INFORMATION PROVIDED =

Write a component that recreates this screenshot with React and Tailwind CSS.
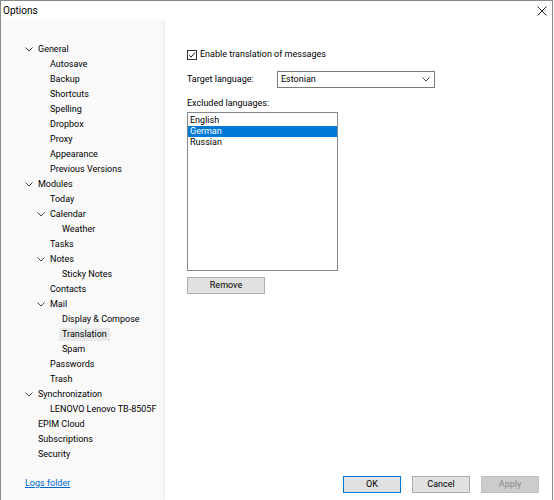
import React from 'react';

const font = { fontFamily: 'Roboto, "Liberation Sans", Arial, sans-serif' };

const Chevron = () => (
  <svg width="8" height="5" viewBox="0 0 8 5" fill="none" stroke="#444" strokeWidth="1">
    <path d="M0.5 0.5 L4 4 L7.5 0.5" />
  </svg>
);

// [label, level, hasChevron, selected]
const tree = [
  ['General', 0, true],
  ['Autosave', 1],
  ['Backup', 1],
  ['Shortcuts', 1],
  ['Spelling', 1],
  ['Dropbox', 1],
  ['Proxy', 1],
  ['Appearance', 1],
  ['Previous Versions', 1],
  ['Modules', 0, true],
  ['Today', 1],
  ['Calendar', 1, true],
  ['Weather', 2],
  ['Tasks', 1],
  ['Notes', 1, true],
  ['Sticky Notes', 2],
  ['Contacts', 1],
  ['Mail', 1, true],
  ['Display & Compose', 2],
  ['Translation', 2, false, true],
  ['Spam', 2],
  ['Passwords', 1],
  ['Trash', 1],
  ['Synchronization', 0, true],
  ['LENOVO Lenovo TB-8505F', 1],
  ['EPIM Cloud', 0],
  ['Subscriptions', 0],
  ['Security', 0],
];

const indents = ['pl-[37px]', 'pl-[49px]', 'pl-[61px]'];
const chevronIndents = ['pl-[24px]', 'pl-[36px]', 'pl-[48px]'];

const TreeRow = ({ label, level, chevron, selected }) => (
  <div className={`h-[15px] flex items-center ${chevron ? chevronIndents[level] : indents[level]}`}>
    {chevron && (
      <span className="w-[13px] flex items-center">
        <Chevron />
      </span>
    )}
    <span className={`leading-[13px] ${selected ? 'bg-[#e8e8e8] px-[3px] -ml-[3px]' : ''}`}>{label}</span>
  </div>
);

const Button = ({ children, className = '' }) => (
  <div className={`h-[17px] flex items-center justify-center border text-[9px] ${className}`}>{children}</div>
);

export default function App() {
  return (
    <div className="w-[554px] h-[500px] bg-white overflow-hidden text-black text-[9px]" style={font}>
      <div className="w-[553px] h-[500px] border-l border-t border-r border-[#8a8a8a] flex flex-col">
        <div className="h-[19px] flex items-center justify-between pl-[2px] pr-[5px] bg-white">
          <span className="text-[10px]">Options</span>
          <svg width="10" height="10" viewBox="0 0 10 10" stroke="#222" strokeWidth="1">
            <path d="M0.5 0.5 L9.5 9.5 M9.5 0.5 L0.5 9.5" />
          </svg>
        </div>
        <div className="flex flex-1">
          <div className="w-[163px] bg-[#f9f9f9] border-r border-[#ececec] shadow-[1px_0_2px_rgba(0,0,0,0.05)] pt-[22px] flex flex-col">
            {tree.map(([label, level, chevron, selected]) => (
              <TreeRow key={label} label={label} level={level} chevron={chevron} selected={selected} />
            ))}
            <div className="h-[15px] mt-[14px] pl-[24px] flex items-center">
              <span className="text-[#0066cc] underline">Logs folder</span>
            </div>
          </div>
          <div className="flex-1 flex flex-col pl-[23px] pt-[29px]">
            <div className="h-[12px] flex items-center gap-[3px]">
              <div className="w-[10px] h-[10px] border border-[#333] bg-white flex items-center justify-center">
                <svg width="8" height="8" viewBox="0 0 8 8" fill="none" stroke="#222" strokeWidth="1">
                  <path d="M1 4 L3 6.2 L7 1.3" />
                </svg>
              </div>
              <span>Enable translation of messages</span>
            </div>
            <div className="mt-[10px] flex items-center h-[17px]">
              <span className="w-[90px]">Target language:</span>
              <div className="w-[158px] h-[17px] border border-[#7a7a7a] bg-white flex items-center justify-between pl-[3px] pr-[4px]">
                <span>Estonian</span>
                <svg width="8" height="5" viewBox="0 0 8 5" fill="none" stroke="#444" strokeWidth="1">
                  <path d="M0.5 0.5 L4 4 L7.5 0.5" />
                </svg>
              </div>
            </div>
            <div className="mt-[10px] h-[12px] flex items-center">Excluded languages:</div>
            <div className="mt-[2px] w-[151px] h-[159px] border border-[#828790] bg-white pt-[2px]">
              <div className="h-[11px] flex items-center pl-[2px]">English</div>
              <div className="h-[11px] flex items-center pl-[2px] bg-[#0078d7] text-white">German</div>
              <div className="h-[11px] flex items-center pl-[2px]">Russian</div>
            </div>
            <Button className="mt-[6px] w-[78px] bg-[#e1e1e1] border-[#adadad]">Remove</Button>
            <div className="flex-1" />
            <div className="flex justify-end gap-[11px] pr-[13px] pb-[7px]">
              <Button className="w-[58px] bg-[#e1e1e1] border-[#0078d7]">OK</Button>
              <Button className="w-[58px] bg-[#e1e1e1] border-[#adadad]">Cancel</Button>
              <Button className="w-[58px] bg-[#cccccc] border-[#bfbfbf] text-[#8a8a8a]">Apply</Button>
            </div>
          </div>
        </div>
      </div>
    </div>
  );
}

DIRECTIONS FOR THIS TASK = Drop the images and repeat the data exactly.

COMPLETE OUTPUT =
Write a component that recreates this screenshot with React and Tailwind CSS.
import React from 'react';

const font = { fontFamily: 'Roboto, "Liberation Sans", Arial, sans-serif' };

const Chevron = () => (
  <svg width="8" height="5" viewBox="0 0 8 5" fill="none" stroke="#444" strokeWidth="1">
    <path d="M0.5 0.5 L4 4 L7.5 0.5" />
  </svg>
);

// [label, level, hasChevron, selected]
const tree = [
  ['General', 0, true],
  ['Autosave', 1],
  ['Backup', 1],
  ['Shortcuts', 1],
  ['Spelling', 1],
  ['Dropbox', 1],
  ['Proxy', 1],
  ['Appearance', 1],
  ['Previous Versions', 1],
  ['Modules', 0, true],
  ['Today', 1],
  ['Calendar', 1, true],
  ['Weather', 2],
  ['Tasks', 1],
  ['Notes', 1, true],
  ['Sticky Notes', 2],
  ['Contacts', 1],
  ['Mail', 1, true],
  ['Display & Compose', 2],
  ['Translation', 2, false, true],
  ['Spam', 2],
  ['Passwords', 1],
  ['Trash', 1],
  ['Synchronization', 0, true],
  ['LENOVO Lenovo TB-8505F', 1],
  ['EPIM Cloud', 0],
  ['Subscriptions', 0],
  ['Security', 0],
];

const indents = ['pl-[37px]', 'pl-[49px]', 'pl-[61px]'];
const chevronIndents = ['pl-[24px]', 'pl-[36px]', 'pl-[48px]'];

const TreeRow = ({ label, level, chevron, selected }) => (
  <div className={`h-[15px] flex items-center ${chevron ? chevronIndents[level] : indents[level]}`}>
    {chevron && (
      <span className="w-[13px] flex items-center">
        <Chevron />
      </span>
    )}
    <span className={`leading-[13px] ${selected ? 'bg-[#e8e8e8] px-[3px] -ml-[3px]' : ''}`}>{label}</span>
  </div>
);

const Button = ({ children, className = '' }) => (
  <div className={`h-[17px] flex items-center justify-center border text-[9px] ${className}`}>{children}</div>
);

export default function App() {
  return (
    <div className="w-[554px] h-[500px] bg-white overflow-hidden text-black text-[9px]" style={font}>
      <div className="w-[553px] h-[500px] border-l border-t border-r border-[#8a8a8a] flex flex-col">
        <div className="h-[19px] flex items-center justify-between pl-[2px] pr-[5px] bg-white">
          <span className="text-[10px]">Options</span>
          <svg width="10" height="10" viewBox="0 0 10 10" stroke="#222" strokeWidth="1">
            <path d="M0.5 0.5 L9.5 9.5 M9.5 0.5 L0.5 9.5" />
          </svg>
        </div>
        <div className="flex flex-1">
          <div className="w-[163px] bg-[#f9f9f9] border-r border-[#ececec] shadow-[1px_0_2px_rgba(0,0,0,0.05)] pt-[22px] flex flex-col">
            {tree.map(([label, level, chevron, selected]) => (
              <TreeRow key={label} label={label} level={level} chevron={chevron} selected={selected} />
            ))}
            <div className="h-[15px] mt-[14px] pl-[24px] flex items-center">
              <span className="text-[#0066cc] underline">Logs folder</span>
            </div>
          </div>
          <div className="flex-1 flex flex-col pl-[23px] pt-[29px]">
            <div className="h-[12px] flex items-center gap-[3px]">
              <div className="w-[10px] h-[10px] border border-[#333] bg-white flex items-center justify-center">
                <svg width="8" height="8" viewBox="0 0 8 8" fill="none" stroke="#222" strokeWidth="1">
                  <path d="M1 4 L3 6.2 L7 1.3" />
                </svg>
              </div>
              <span>Enable translation of messages</span>
            </div>
            <div className="mt-[10px] flex items-center h-[17px]">
              <span className="w-[90px]">Target language:</span>
              <div className="w-[158px] h-[17px] border border-[#7a7a7a] bg-white flex items-center justify-between pl-[3px] pr-[4px]">
                <span>Estonian</span>
                <svg width="8" height="5" viewBox="0 0 8 5" fill="none" stroke="#444" strokeWidth="1">
                  <path d="M0.5 0.5 L4 4 L7.5 0.5" />
                </svg>
              </div>
            </div>
            <div className="mt-[10px] h-[12px] flex items-center">Excluded languages:</div>
            <div className="mt-[2px] w-[151px] h-[159px] border border-[#828790] bg-white pt-[2px]">
              <div className="h-[11px] flex items-center pl-[2px]">English</div>
              <div className="h-[11px] flex items-center pl-[2px] bg-[#0078d7] text-white">German</div>
              <div className="h-[11px] flex items-center pl-[2px]">Russian</div>
            </div>
            <Button className="mt-[6px] w-[78px] bg-[#e1e1e1] border-[#adadad]">Remove</Button>
            <div className="flex-1" />
            <div className="flex justify-end gap-[11px] pr-[13px] pb-[7px]">
              <Button className="w-[58px] bg-[#e1e1e1] border-[#0078d7]">OK</Button>
              <Button className="w-[58px] bg-[#e1e1e1] border-[#adadad]">Cancel</Button>
              <Button className="w-[58px] bg-[#cccccc] border-[#bfbfbf] text-[#8a8a8a]">Apply</Button>
            </div>
          </div>
        </div>
      </div>
    </div>
  );
}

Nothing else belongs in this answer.